Intel also introduced Project Amber, a multicloud SaaS-based trust verification service to help enterprises verify the TEEs, devices, and roots of trust. Project Amber launches later this year.
All told, Intel introduced 56 chips, from eight to 60 cores, with the top end weighing in at 350 watts. Still, the company is making sustainability claims for performance per watt.
For example, it claims that thanks to the accelerators and software optimizations, the new Xeon improves performance per watt efficiency by up to 2.9 times on average compared to the previous generation of Xeon CPUs.
Intel on On Demand
Intel also provided more information regarding its Intel On Demand service. The new Xeon Scalable processors ship with specialty processing engines onboard but that requre a license in order to be accessed.
The service includes an API for ordering licenses and a software agent for license provisioning and activation of the CPU features. Customer have the option of buying the On Demand features at time of purchase or post-purchase as an upgrade.
Intel is working with a few partners to implement a metering adoption model in which On Demand features can be turned on and off when needed and payment is based on usage versus a one-time licensing.
AI Everywhere
It has long been conventional wisdom that AI and machine learning workloads are best done on a GPU, but Intel wants to make the CPU an equal to the GPU, even as it prepares its own GPU for the data center.
The new Xeon processors come with a number of AI accelerators, and Intel is launching a software toolkit called AI Software Suite that provides both open-source and commercial tools to help build, deploy, and optimize AI workloads.
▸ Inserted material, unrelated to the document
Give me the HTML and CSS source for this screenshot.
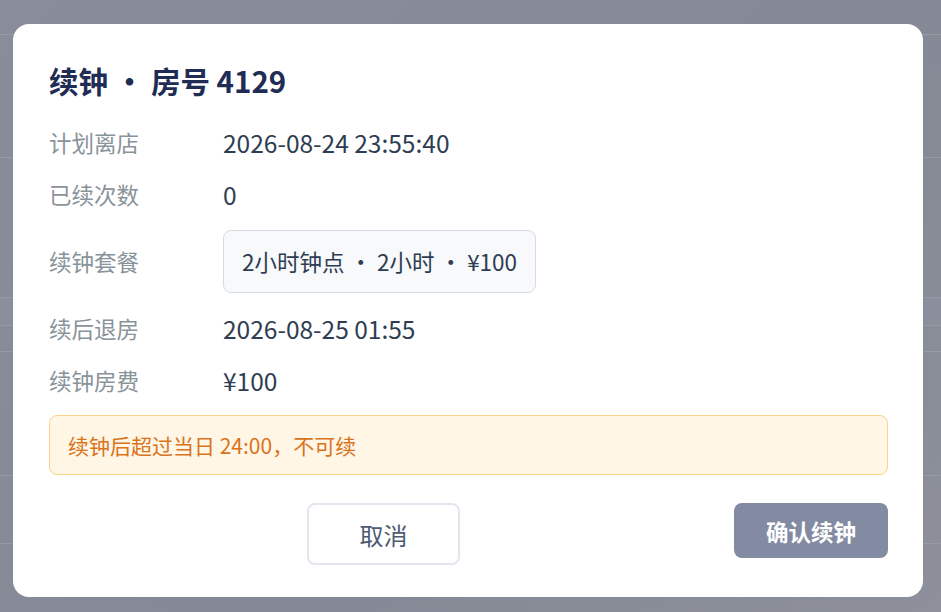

A key component of the new Xeons is the integration of Intel Advanced Matrix Extensions (AMX), which Intel said can provide a tenfold performance increase in AI inference over Intel third generation Xeon processors.
Intel also said the new processors support a tenfold increase in PyTorch real-time inference and training performance using Intel Advanced Matrix extensions versus the prior generation.
Nvidia Teams for AI Systems
OEMs Supermicro and Lenovoannounced new products based on the 4th Gen Xeon Scalable processors. A surprise announcement came from Nvidia, showing things are definitely more cordial between the two firms than they used to be.
Nvidia and its partners have launched a series of accelerated computing systems that are built for energy-efficient AI, combining the new Xeon with Nvidia’s H100 Tensor Core GPU. All told, there will be more than 60 servers featuring new Xeon Scalables and H100 GPUs from Nvidia partners around the world.
Nvidia says these systems will run workloads an average of 25 times more efficiently than traditional CPU-only data-center servers, and compared to prior-generation accelerated systems, these servers speed training and inference to boost energy efficiency by 3.5 times.
The servers also feature Nvidia’s ConnectX-7 network adapters. All told, this architecture delivers up to nine times greater performance than the previous generation and 20 times to 40 times the performance for AI training and HPC workloads than unaccelerated X86 dual-socket servers.